→ **EXERCISE DESCRIPTION**: Restate each of the lines below word for word and drop every picture.

:: DATA SHOWN ::

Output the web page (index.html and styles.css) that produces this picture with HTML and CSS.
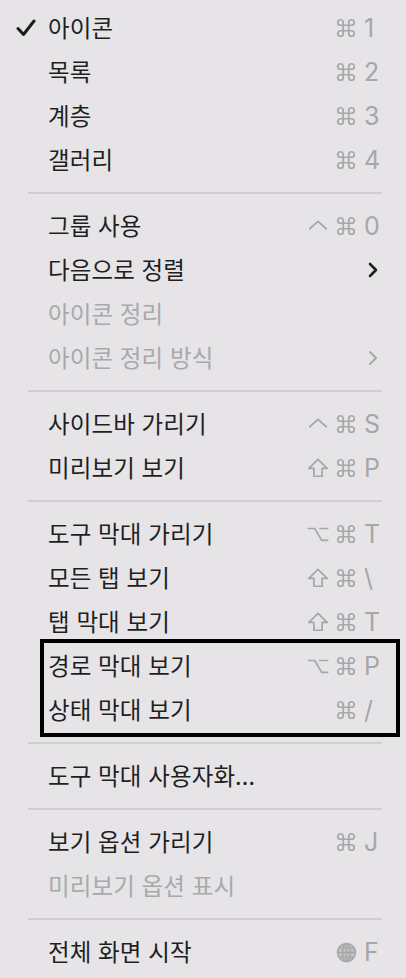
FILE: index.html
```html
<!DOCTYPE html>
<html lang="ko">
<head>
<meta charset="utf-8">
<link rel="stylesheet" href="styles.css">
<title>보기 메뉴</title>
</head>
<body>
<svg width="0" height="0" class="defs">
  <defs>
    <symbol id="cmd" viewBox="0 0 24 24"><path d="M15 6v12a3 3 0 1 0 3-3H6a3 3 0 1 0 3 3V6a3 3 0 1 0-3 3h12a3 3 0 1 0-3-3"/></symbol>
    <symbol id="ctrl" viewBox="0 0 24 24"><path d="M3 15l9-8 9 8"/></symbol>
    <symbol id="shift" viewBox="0 0 24 24"><path d="M12 2.5L2 12.5h5.5v8.5h9v-8.5H22z"/></symbol>
    <symbol id="opt" viewBox="0 0 24 24"><path d="M1.5 6h7l7.5 13h6.5M14 6h8.5"/></symbol>
    <symbol id="chev" viewBox="0 0 12 16"><path d="M3 2l6 6-6 6"/></symbol>
  </defs>
</svg>
<div class="menu">
  <div class="row">
    <span class="check"><svg viewBox="0 0 20 18"><path d="M2 9.5l5.5 6L18 2"/></svg></span>
    <span class="label">아이콘</span>
    <span class="sc"><span class="mods"><svg class="k"><use href="#cmd"/></svg></span><span class="key">1</span></span>
  </div>
  <div class="row">
    <span class="check"></span><span class="label">목록</span>
    <span class="sc"><span class="mods"><svg class="k"><use href="#cmd"/></svg></span><span class="key">2</span></span>
  </div>
  <div class="row">
    <span class="check"></span><span class="label">계층</span>
    <span class="sc"><span class="mods"><svg class="k"><use href="#cmd"/></svg></span><span class="key">3</span></span>
  </div>
  <div class="row">
    <span class="check"></span><span class="label">갤러리</span>
    <span class="sc"><span class="mods"><svg class="k"><use href="#cmd"/></svg></span><span class="key">4</span></span>
  </div>
  <div class="sep"></div>
  <div class="row">
    <span class="check"></span><span class="label">그룹 사용</span>
    <span class="sc"><span class="mods"><svg class="k"><use href="#ctrl"/></svg><svg class="k"><use href="#cmd"/></svg></span><span class="key">0</span></span>
  </div>
  <div class="row">
    <span class="check"></span><span class="label">다음으로 정렬</span>
    <span class="sc"><svg class="chev"><use href="#chev"/></svg></span>
  </div>
  <div class="row disabled">
    <span class="check"></span><span class="label">아이콘 정리</span>
  </div>
  <div class="row disabled">
    <span class="check"></span><span class="label">아이콘 정리 방식</span>
    <span class="sc"><svg class="chev"><use href="#chev"/></svg></span>
  </div>
  <div class="sep"></div>
  <div class="row">
    <span class="check"></span><span class="label">사이드바 가리기</span>
    <span class="sc"><span class="mods"><svg class="k"><use href="#ctrl"/></svg><svg class="k"><use href="#cmd"/></svg></span><span class="key">S</span></span>
  </div>
  <div class="row">
    <span class="check"></span><span class="label">미리보기 보기</span>
    <span class="sc"><span class="mods"><svg class="k"><use href="#shift"/></svg><svg class="k"><use href="#cmd"/></svg></span><span class="key">P</span></span>
  </div>
  <div class="sep"></div>
  <div class="row">
    <span class="check"></span><span class="label">도구 막대 가리기</span>
    <span class="sc"><span class="mods"><svg class="k"><use href="#opt"/></svg><svg class="k"><use href="#cmd"/></svg></span><span class="key">T</span></span>
  </div>
  <div class="row">
    <span class="check"></span><span class="label">모든 탭 보기</span>
    <span class="sc"><span class="mods"><svg class="k"><use href="#shift"/></svg><svg class="k"><use href="#cmd"/></svg></span><span class="key">\</span></span>
  </div>
  <div class="row">
    <span class="check"></span><span class="label">탭 막대 보기</span>
    <span class="sc"><span class="mods"><svg class="k"><use href="#shift"/></svg><svg class="k"><use href="#cmd"/></svg></span><span class="key">T</span></span>
  </div>
  <div class="highlight">
    <div class="row">
      <span class="check"></span><span class="label">경로 막대 보기</span>
      <span class="sc"><span class="mods"><svg class="k"><use href="#opt"/></svg><svg class="k"><use href="#cmd"/></svg></span><span class="key">P</span></span>
    </div>
    <div class="row">
      <span class="check"></span><span class="label">상태 막대 보기</span>
      <span class="sc"><span class="mods"><svg class="k"><use href="#cmd"/></svg></span><span class="key">/</span></span>
    </div>
  </div>
  <div class="sep"></div>
  <div class="row">
    <span class="check"></span><span class="label">도구 막대 사용자화...</span>
  </div>
  <div class="sep"></div>
  <div class="row">
    <span class="check"></span><span class="label">보기 옵션 가리기</span>
    <span class="sc"><span class="mods"><svg class="k"><use href="#cmd"/></svg></span><span class="key">J</span></span>
  </div>
  <div class="row disabled">
    <span class="check"></span><span class="label">미리보기 옵션 표시</span>
  </div>
  <div class="sep"></div>
  <div class="row">
    <span class="check"></span><span class="label">전체 화면 시작</span>
    <span class="sc"><span class="mods"><svg class="globe" viewBox="0 0 20 20"><circle cx="10" cy="10" r="8.6"/><ellipse cx="10" cy="10" rx="3.8" ry="8.6"/><path d="M10 1.4v17.2M1.4 10h17.2M2.8 5.6h14.4M2.8 14.4h14.4"/></svg></span><span class="key">F</span></span>
  </div>
</div>
</body>
</html>
```
FILE: styles.css
```css
html, body {
  margin: 0;
  padding: 0;
  background: #e6e4e7;
}
.defs {
  position: absolute;
  width: 0;
  height: 0;
}
.menu {
  width: 406px;
  height: 978px;
  box-sizing: border-box;
  padding-top: 6px;
  font-family: "Noto Sans CJK KR", "Noto Sans", sans-serif;
  color: #1f1f1f;
}
.row {
  display: flex;
  align-items: center;
  height: 44px;
  padding-left: 16px;
  padding-right: 25px;
  font-size: 23.5px;
}
.label {
  flex: 1;
  white-space: nowrap;
  letter-spacing: 0.1px;
  position: relative;
  top: -1px;
}
.check {
  width: 32px;
  flex: none;
  display: flex;
  align-items: center;
}
.check svg {
  width: 20px;
  height: 18px;
  fill: none;
  stroke: #1e1e1e;
  stroke-width: 3;
  stroke-linecap: round;
  stroke-linejoin: round;
}
.disabled .label {
  color: #a9a8aa;
}
.sc {
  display: flex;
  align-items: center;
  color: #a7a6a8;
  font-family: Inter, "Liberation Sans", sans-serif;
  font-size: 25px;
}
.mods {
  display: flex;
  align-items: center;
  gap: 6px;
}
.k {
  width: 22px;
  height: 22px;
  fill: none;
  stroke: #a7a6a8;
  stroke-width: 1.9;
  stroke-linecap: round;
  stroke-linejoin: round;
}
.globe {
  width: 21px;
  height: 21px;
  fill: #c4c2c5;
  stroke: #a7a6a8;
  stroke-width: 1.4;
}
.key {
  width: 17px;
  margin-left: 7px;
  text-align: left;
  line-height: 1;
}
.chev {
  width: 12px;
  height: 16px;
  margin-right: 2px;
  fill: none;
  stroke: #1e1e1e;
  stroke-width: 2.6;
  stroke-linecap: round;
  stroke-linejoin: round;
}
.disabled .chev {
  stroke: #a9a8aa;
  stroke-width: 2;
}
.sep {
  height: 22px;
  display: flex;
  align-items: center;
  padding: 0 24px 0 28px;
}
.sep::before {
  content: "";
  flex: 1;
  height: 2px;
  background: #cfcdd0;
}
.highlight {
  margin: -5px 6px -5px 40px;
  border: 4px solid #000;
  padding: 1px 0;
}
.highlight .row {
  padding-left: 4px;
  padding-right: 15px;
}
.highlight .check {
  display: none;
}
```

:::

→ **RESULT**:
Output the web page (index.html and styles.css) that produces this picture with HTML and CSS.
FILE: index.html
```html
<!DOCTYPE html>
<html lang="ko">
<head>
<meta charset="utf-8">
<link rel="stylesheet" href="styles.css">
<title>보기 메뉴</title>
</head>
<body>
<svg width="0" height="0" class="defs">
  <defs>
    <symbol id="cmd" viewBox="0 0 24 24"><path d="M15 6v12a3 3 0 1 0 3-3H6a3 3 0 1 0 3 3V6a3 3 0 1 0-3 3h12a3 3 0 1 0-3-3"/></symbol>
    <symbol id="ctrl" viewBox="0 0 24 24"><path d="M3 15l9-8 9 8"/></symbol>
    <symbol id="shift" viewBox="0 0 24 24"><path d="M12 2.5L2 12.5h5.5v8.5h9v-8.5H22z"/></symbol>
    <symbol id="opt" viewBox="0 0 24 24"><path d="M1.5 6h7l7.5 13h6.5M14 6h8.5"/></symbol>
    <symbol id="chev" viewBox="0 0 12 16"><path d="M3 2l6 6-6 6"/></symbol>
  </defs>
</svg>
<div class="menu">
  <div class="row">
    <span class="check"><svg viewBox="0 0 20 18"><path d="M2 9.5l5.5 6L18 2"/></svg></span>
    <span class="label">아이콘</span>
    <span class="sc"><span class="mods"><svg class="k"><use href="#cmd"/></svg></span><span class="key">1</span></span>
  </div>
  <div class="row">
    <span class="check"></span><span class="label">목록</span>
    <span class="sc"><span class="mods"><svg class="k"><use href="#cmd"/></svg></span><span class="key">2</span></span>
  </div>
  <div class="row">
    <span class="check"></span><span class="label">계층</span>
    <span class="sc"><span class="mods"><svg class="k"><use href="#cmd"/></svg></span><span class="key">3</span></span>
  </div>
  <div class="row">
    <span class="check"></span><span class="label">갤러리</span>
    <span class="sc"><span class="mods"><svg class="k"><use href="#cmd"/></svg></span><span class="key">4</span></span>
  </div>
  <div class="sep"></div>
  <div class="row">
    <span class="check"></span><span class="label">그룹 사용</span>
    <span class="sc"><span class="mods"><svg class="k"><use href="#ctrl"/></svg><svg class="k"><use href="#cmd"/></svg></span><span class="key">0</span></span>
  </div>
  <div class="row">
    <span class="check"></span><span class="label">다음으로 정렬</span>
    <span class="sc"><svg class="chev"><use href="#chev"/></svg></span>
  </div>
  <div class="row disabled">
    <span class="check"></span><span class="label">아이콘 정리</span>
  </div>
  <div class="row disabled">
    <span class="check"></span><span class="label">아이콘 정리 방식</span>
    <span class="sc"><svg class="chev"><use href="#chev"/></svg></span>
  </div>
  <div class="sep"></div>
  <div class="row">
    <span class="check"></span><span class="label">사이드바 가리기</span>
    <span class="sc"><span class="mods"><svg class="k"><use href="#ctrl"/></svg><svg class="k"><use href="#cmd"/></svg></span><span class="key">S</span></span>
  </div>
  <div class="row">
    <span class="check"></span><span class="label">미리보기 보기</span>
    <span class="sc"><span class="mods"><svg class="k"><use href="#shift"/></svg><svg class="k"><use href="#cmd"/></svg></span><span class="key">P</span></span>
  </div>
  <div class="sep"></div>
  <div class="row">
    <span class="check"></span><span class="label">도구 막대 가리기</span>
    <span class="sc"><span class="mods"><svg class="k"><use href="#opt"/></svg><svg class="k"><use href="#cmd"/></svg></span><span class="key">T</span></span>
  </div>
  <div class="row">
    <span class="check"></span><span class="label">모든 탭 보기</span>
    <span class="sc"><span class="mods"><svg class="k"><use href="#shift"/></svg><svg class="k"><use href="#cmd"/></svg></span><span class="key">\</span></span>
  </div>
  <div class="row">
    <span class="check"></span><span class="label">탭 막대 보기</span>
    <span class="sc"><span class="mods"><svg class="k"><use href="#shift"/></svg><svg class="k"><use href="#cmd"/></svg></span><span class="key">T</span></span>
  </div>
  <div class="highlight">
    <div class="row">
      <span class="check"></span><span class="label">경로 막대 보기</span>
      <span class="sc"><span class="mods"><svg class="k"><use href="#opt"/></svg><svg class="k"><use href="#cmd"/></svg></span><span class="key">P</span></span>
    </div>
    <div class="row">
      <span class="check"></span><span class="label">상태 막대 보기</span>
      <span class="sc"><span class="mods"><svg class="k"><use href="#cmd"/></svg></span><span class="key">/</span></span>
    </div>
  </div>
  <div class="sep"></div>
  <div class="row">
    <span class="check"></span><span class="label">도구 막대 사용자화...</span>
  </div>
  <div class="sep"></div>
  <div class="row">
    <span class="check"></span><span class="label">보기 옵션 가리기</span>
    <span class="sc"><span class="mods"><svg class="k"><use href="#cmd"/></svg></span><span class="key">J</span></span>
  </div>
  <div class="row disabled">
    <span class="check"></span><span class="label">미리보기 옵션 표시</span>
  </div>
  <div class="sep"></div>
  <div class="row">
    <span class="check"></span><span class="label">전체 화면 시작</span>
    <span class="sc"><span class="mods"><svg class="globe" viewBox="0 0 20 20"><circle cx="10" cy="10" r="8.6"/><ellipse cx="10" cy="10" rx="3.8" ry="8.6"/><path d="M10 1.4v17.2M1.4 10h17.2M2.8 5.6h14.4M2.8 14.4h14.4"/></svg></span><span class="key">F</span></span>
  </div>
</div>
</body>
</html>
```
FILE: styles.css
```css
html, body {
  margin: 0;
  padding: 0;
  background: #e6e4e7;
}
.defs {
  position: absolute;
  width: 0;
  height: 0;
}
.menu {
  width: 406px;
  height: 978px;
  box-sizing: border-box;
  padding-top: 6px;
  font-family: "Noto Sans CJK KR", "Noto Sans", sans-serif;
  color: #1f1f1f;
}
.row {
  display: flex;
  align-items: center;
  height: 44px;
  padding-left: 16px;
  padding-right: 25px;
  font-size: 23.5px;
}
.label {
  flex: 1;
  white-space: nowrap;
  letter-spacing: 0.1px;
  position: relative;
  top: -1px;
}
.check {
  width: 32px;
  flex: none;
  display: flex;
  align-items: center;
}
.check svg {
  width: 20px;
  height: 18px;
  fill: none;
  stroke: #1e1e1e;
  stroke-width: 3;
  stroke-linecap: round;
  stroke-linejoin: round;
}
.disabled .label {
  color: #a9a8aa;
}
.sc {
  display: flex;
  align-items: center;
  color: #a7a6a8;
  font-family: Inter, "Liberation Sans", sans-serif;
  font-size: 25px;
}
.mods {
  display: flex;
  align-items: center;
  gap: 6px;
}
.k {
  width: 22px;
  height: 22px;
  fill: none;
  stroke: #a7a6a8;
  stroke-width: 1.9;
  stroke-linecap: round;
  stroke-linejoin: round;
}
.globe {
  width: 21px;
  height: 21px;
  fill: #c4c2c5;
  stroke: #a7a6a8;
  stroke-width: 1.4;
}
.key {
  width: 17px;
  margin-left: 7px;
  text-align: left;
  line-height: 1;
}
.chev {
  width: 12px;
  height: 16px;
  margin-right: 2px;
  fill: none;
  stroke: #1e1e1e;
  stroke-width: 2.6;
  stroke-linecap: round;
  stroke-linejoin: round;
}
.disabled .chev {
  stroke: #a9a8aa;
  stroke-width: 2;
}
.sep {
  height: 22px;
  display: flex;
  align-items: center;
  padding: 0 24px 0 28px;
}
.sep::before {
  content: "";
  flex: 1;
  height: 2px;
  background: #cfcdd0;
}
.highlight {
  margin: -5px 6px -5px 40px;
  border: 4px solid #000;
  padding: 1px 0;
}
.highlight .row {
  padding-left: 4px;
  padding-right: 15px;
}
.highlight .check {
  display: none;
}
```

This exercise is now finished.